• **AIM**
Please give the entries again in full and exactly, without any picture.

• • • • •

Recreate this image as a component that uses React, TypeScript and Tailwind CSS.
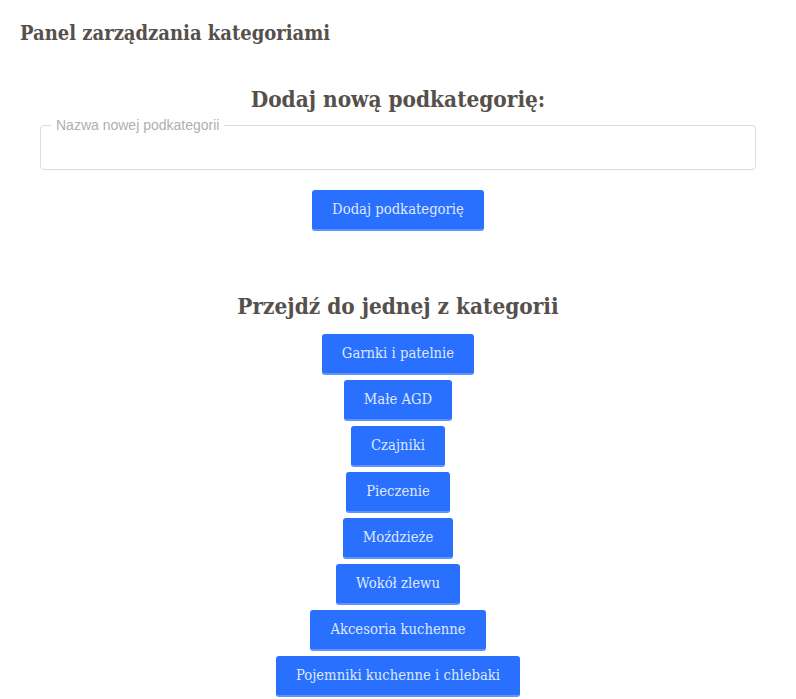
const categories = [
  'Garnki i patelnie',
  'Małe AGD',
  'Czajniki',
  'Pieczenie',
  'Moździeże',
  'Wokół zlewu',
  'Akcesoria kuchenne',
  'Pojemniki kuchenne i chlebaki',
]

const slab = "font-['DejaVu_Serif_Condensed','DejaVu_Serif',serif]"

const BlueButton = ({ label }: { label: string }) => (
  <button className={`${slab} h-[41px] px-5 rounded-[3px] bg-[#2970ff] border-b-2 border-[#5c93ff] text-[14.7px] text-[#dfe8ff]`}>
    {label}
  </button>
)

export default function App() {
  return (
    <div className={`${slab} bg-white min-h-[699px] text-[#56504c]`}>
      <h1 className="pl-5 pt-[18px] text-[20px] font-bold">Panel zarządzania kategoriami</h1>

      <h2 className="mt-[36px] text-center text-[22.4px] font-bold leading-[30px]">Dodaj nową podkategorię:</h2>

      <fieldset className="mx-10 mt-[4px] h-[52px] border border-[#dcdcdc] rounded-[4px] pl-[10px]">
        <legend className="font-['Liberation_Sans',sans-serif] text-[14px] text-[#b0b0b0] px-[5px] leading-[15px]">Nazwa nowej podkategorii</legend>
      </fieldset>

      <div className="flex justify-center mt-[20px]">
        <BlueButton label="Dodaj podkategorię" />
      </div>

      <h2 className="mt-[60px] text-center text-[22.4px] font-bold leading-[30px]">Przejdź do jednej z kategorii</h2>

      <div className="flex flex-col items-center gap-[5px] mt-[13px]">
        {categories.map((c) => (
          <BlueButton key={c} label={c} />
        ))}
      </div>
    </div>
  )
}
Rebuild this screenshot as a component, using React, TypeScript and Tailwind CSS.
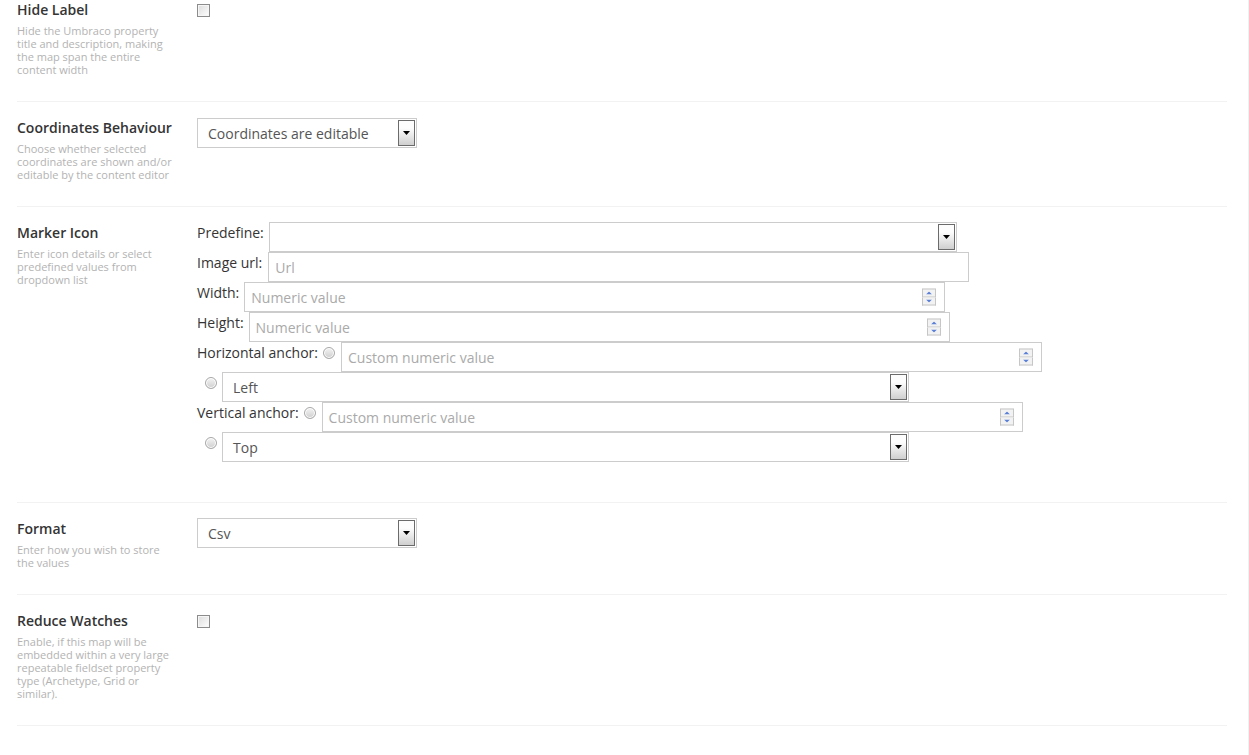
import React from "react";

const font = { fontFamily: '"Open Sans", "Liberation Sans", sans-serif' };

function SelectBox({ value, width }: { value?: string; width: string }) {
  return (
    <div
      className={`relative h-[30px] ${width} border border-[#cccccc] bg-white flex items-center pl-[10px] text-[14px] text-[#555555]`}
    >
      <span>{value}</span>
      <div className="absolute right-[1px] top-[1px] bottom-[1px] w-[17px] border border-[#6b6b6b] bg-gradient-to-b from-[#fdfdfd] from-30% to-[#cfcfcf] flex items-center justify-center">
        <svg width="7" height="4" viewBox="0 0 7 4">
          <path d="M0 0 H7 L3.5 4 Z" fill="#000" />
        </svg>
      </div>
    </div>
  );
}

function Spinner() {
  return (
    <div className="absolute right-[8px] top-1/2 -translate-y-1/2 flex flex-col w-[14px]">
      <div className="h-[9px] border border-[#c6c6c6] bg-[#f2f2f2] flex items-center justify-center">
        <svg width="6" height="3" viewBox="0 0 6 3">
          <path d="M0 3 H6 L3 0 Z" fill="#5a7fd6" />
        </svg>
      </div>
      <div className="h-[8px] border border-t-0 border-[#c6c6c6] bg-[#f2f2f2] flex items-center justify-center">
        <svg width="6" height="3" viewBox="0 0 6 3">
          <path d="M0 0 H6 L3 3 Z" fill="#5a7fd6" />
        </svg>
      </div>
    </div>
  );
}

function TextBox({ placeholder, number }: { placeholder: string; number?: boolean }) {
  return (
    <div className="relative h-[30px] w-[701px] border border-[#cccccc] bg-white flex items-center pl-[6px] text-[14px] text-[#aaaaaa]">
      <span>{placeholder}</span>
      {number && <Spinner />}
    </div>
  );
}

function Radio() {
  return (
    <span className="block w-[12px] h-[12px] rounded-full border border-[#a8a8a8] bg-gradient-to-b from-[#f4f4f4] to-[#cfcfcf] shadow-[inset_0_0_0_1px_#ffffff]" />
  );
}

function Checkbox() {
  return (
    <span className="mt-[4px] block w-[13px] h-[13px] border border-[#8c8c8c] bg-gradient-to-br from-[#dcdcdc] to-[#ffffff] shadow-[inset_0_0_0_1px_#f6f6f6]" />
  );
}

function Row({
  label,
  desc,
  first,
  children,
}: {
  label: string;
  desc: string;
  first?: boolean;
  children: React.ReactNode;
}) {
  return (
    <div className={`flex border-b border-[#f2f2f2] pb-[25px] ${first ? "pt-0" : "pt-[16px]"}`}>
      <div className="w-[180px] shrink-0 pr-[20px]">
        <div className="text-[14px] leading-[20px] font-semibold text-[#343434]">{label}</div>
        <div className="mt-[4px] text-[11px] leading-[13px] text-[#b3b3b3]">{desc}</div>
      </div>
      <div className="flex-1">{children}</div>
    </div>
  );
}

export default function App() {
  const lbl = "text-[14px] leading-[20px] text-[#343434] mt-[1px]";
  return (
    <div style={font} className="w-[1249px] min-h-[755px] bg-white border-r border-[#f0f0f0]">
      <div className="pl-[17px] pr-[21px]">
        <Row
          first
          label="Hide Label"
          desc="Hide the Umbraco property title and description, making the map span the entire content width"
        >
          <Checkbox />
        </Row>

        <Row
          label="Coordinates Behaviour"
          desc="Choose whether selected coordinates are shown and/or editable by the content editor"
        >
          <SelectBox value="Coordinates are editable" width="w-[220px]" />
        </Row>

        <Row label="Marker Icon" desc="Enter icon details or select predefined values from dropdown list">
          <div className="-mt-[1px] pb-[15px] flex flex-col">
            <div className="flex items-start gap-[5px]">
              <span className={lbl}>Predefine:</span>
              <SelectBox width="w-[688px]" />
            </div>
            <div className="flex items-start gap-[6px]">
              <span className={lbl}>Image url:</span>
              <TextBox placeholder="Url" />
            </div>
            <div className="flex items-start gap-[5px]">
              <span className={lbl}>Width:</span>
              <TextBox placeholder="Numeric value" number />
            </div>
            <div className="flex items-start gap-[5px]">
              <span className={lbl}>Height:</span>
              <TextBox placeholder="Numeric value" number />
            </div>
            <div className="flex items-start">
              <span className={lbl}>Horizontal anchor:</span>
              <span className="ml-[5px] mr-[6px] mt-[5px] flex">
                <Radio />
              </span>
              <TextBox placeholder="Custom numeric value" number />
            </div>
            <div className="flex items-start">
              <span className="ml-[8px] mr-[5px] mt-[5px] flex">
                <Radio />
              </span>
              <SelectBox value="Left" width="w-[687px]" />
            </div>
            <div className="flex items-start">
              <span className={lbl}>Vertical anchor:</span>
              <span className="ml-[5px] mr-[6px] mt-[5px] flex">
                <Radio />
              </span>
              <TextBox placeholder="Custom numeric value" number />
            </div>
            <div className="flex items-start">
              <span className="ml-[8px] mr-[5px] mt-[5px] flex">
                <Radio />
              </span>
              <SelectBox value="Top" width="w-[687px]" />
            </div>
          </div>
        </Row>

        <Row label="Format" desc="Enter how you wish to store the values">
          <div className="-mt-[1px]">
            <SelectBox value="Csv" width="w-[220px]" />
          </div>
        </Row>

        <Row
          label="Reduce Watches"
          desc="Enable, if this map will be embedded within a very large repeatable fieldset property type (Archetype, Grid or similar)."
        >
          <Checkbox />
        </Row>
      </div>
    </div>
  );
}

• • • • •

• **EXERCISE OUTPUT**
Recreate this image as a component that uses React, TypeScript and Tailwind CSS.
const categories = [
  'Garnki i patelnie',
  'Małe AGD',
  'Czajniki',
  'Pieczenie',
  'Moździeże',
  'Wokół zlewu',
  'Akcesoria kuchenne',
  'Pojemniki kuchenne i chlebaki',
]

const slab = "font-['DejaVu_Serif_Condensed','DejaVu_Serif',serif]"

const BlueButton = ({ label }: { label: string }) => (
  <button className={`${slab} h-[41px] px-5 rounded-[3px] bg-[#2970ff] border-b-2 border-[#5c93ff] text-[14.7px] text-[#dfe8ff]`}>
    {label}
  </button>
)

export default function App() {
  return (
    <div className={`${slab} bg-white min-h-[699px] text-[#56504c]`}>
      <h1 className="pl-5 pt-[18px] text-[20px] font-bold">Panel zarządzania kategoriami</h1>

      <h2 className="mt-[36px] text-center text-[22.4px] font-bold leading-[30px]">Dodaj nową podkategorię:</h2>

      <fieldset className="mx-10 mt-[4px] h-[52px] border border-[#dcdcdc] rounded-[4px] pl-[10px]">
        <legend className="font-['Liberation_Sans',sans-serif] text-[14px] text-[#b0b0b0] px-[5px] leading-[15px]">Nazwa nowej podkategorii</legend>
      </fieldset>

      <div className="flex justify-center mt-[20px]">
        <BlueButton label="Dodaj podkategorię" />
      </div>

      <h2 className="mt-[60px] text-center text-[22.4px] font-bold leading-[30px]">Przejdź do jednej z kategorii</h2>

      <div className="flex flex-col items-center gap-[5px] mt-[13px]">
        {categories.map((c) => (
          <BlueButton key={c} label={c} />
        ))}
      </div>
    </div>
  )
}
Rebuild this screenshot as a component, using React, TypeScript and Tailwind CSS.
import React from "react";

const font = { fontFamily: '"Open Sans", "Liberation Sans", sans-serif' };

function SelectBox({ value, width }: { value?: string; width: string }) {
  return (
    <div
      className={`relative h-[30px] ${width} border border-[#cccccc] bg-white flex items-center pl-[10px] text-[14px] text-[#555555]`}
    >
      <span>{value}</span>
      <div className="absolute right-[1px] top-[1px] bottom-[1px] w-[17px] border border-[#6b6b6b] bg-gradient-to-b from-[#fdfdfd] from-30% to-[#cfcfcf] flex items-center justify-center">
        <svg width="7" height="4" viewBox="0 0 7 4">
          <path d="M0 0 H7 L3.5 4 Z" fill="#000" />
        </svg>
      </div>
    </div>
  );
}

function Spinner() {
  return (
    <div className="absolute right-[8px] top-1/2 -translate-y-1/2 flex flex-col w-[14px]">
      <div className="h-[9px] border border-[#c6c6c6] bg-[#f2f2f2] flex items-center justify-center">
        <svg width="6" height="3" viewBox="0 0 6 3">
          <path d="M0 3 H6 L3 0 Z" fill="#5a7fd6" />
        </svg>
      </div>
      <div className="h-[8px] border border-t-0 border-[#c6c6c6] bg-[#f2f2f2] flex items-center justify-center">
        <svg width="6" height="3" viewBox="0 0 6 3">
          <path d="M0 0 H6 L3 3 Z" fill="#5a7fd6" />
        </svg>
      </div>
    </div>
  );
}

function TextBox({ placeholder, number }: { placeholder: string; number?: boolean }) {
  return (
    <div className="relative h-[30px] w-[701px] border border-[#cccccc] bg-white flex items-center pl-[6px] text-[14px] text-[#aaaaaa]">
      <span>{placeholder}</span>
      {number && <Spinner />}
    </div>
  );
}

function Radio() {
  return (
    <span className="block w-[12px] h-[12px] rounded-full border border-[#a8a8a8] bg-gradient-to-b from-[#f4f4f4] to-[#cfcfcf] shadow-[inset_0_0_0_1px_#ffffff]" />
  );
}

function Checkbox() {
  return (
    <span className="mt-[4px] block w-[13px] h-[13px] border border-[#8c8c8c] bg-gradient-to-br from-[#dcdcdc] to-[#ffffff] shadow-[inset_0_0_0_1px_#f6f6f6]" />
  );
}

function Row({
  label,
  desc,
  first,
  children,
}: {
  label: string;
  desc: string;
  first?: boolean;
  children: React.ReactNode;
}) {
  return (
    <div className={`flex border-b border-[#f2f2f2] pb-[25px] ${first ? "pt-0" : "pt-[16px]"}`}>
      <div className="w-[180px] shrink-0 pr-[20px]">
        <div className="text-[14px] leading-[20px] font-semibold text-[#343434]">{label}</div>
        <div className="mt-[4px] text-[11px] leading-[13px] text-[#b3b3b3]">{desc}</div>
      </div>
      <div className="flex-1">{children}</div>
    </div>
  );
}

export default function App() {
  const lbl = "text-[14px] leading-[20px] text-[#343434] mt-[1px]";
  return (
    <div style={font} className="w-[1249px] min-h-[755px] bg-white border-r border-[#f0f0f0]">
      <div className="pl-[17px] pr-[21px]">
        <Row
          first
          label="Hide Label"
          desc="Hide the Umbraco property title and description, making the map span the entire content width"
        >
          <Checkbox />
        </Row>

        <Row
          label="Coordinates Behaviour"
          desc="Choose whether selected coordinates are shown and/or editable by the content editor"
        >
          <SelectBox value="Coordinates are editable" width="w-[220px]" />
        </Row>

        <Row label="Marker Icon" desc="Enter icon details or select predefined values from dropdown list">
          <div className="-mt-[1px] pb-[15px] flex flex-col">
            <div className="flex items-start gap-[5px]">
              <span className={lbl}>Predefine:</span>
              <SelectBox width="w-[688px]" />
            </div>
            <div className="flex items-start gap-[6px]">
              <span className={lbl}>Image url:</span>
              <TextBox placeholder="Url" />
            </div>
            <div className="flex items-start gap-[5px]">
              <span className={lbl}>Width:</span>
              <TextBox placeholder="Numeric value" number />
            </div>
            <div className="flex items-start gap-[5px]">
              <span className={lbl}>Height:</span>
              <TextBox placeholder="Numeric value" number />
            </div>
            <div className="flex items-start">
              <span className={lbl}>Horizontal anchor:</span>
              <span className="ml-[5px] mr-[6px] mt-[5px] flex">
                <Radio />
              </span>
              <TextBox placeholder="Custom numeric value" number />
            </div>
            <div className="flex items-start">
              <span className="ml-[8px] mr-[5px] mt-[5px] flex">
                <Radio />
              </span>
              <SelectBox value="Left" width="w-[687px]" />
            </div>
            <div className="flex items-start">
              <span className={lbl}>Vertical anchor:</span>
              <span className="ml-[5px] mr-[6px] mt-[5px] flex">
                <Radio />
              </span>
              <TextBox placeholder="Custom numeric value" number />
            </div>
            <div className="flex items-start">
              <span className="ml-[8px] mr-[5px] mt-[5px] flex">
                <Radio />
              </span>
              <SelectBox value="Top" width="w-[687px]" />
            </div>
          </div>
        </Row>

        <Row label="Format" desc="Enter how you wish to store the values">
          <div className="-mt-[1px]">
            <SelectBox value="Csv" width="w-[220px]" />
          </div>
        </Row>

        <Row
          label="Reduce Watches"
          desc="Enable, if this map will be embedded within a very large repeatable fieldset property type (Archetype, Grid or similar)."
        >
          <Checkbox />
        </Row>
      </div>
    </div>
  );
}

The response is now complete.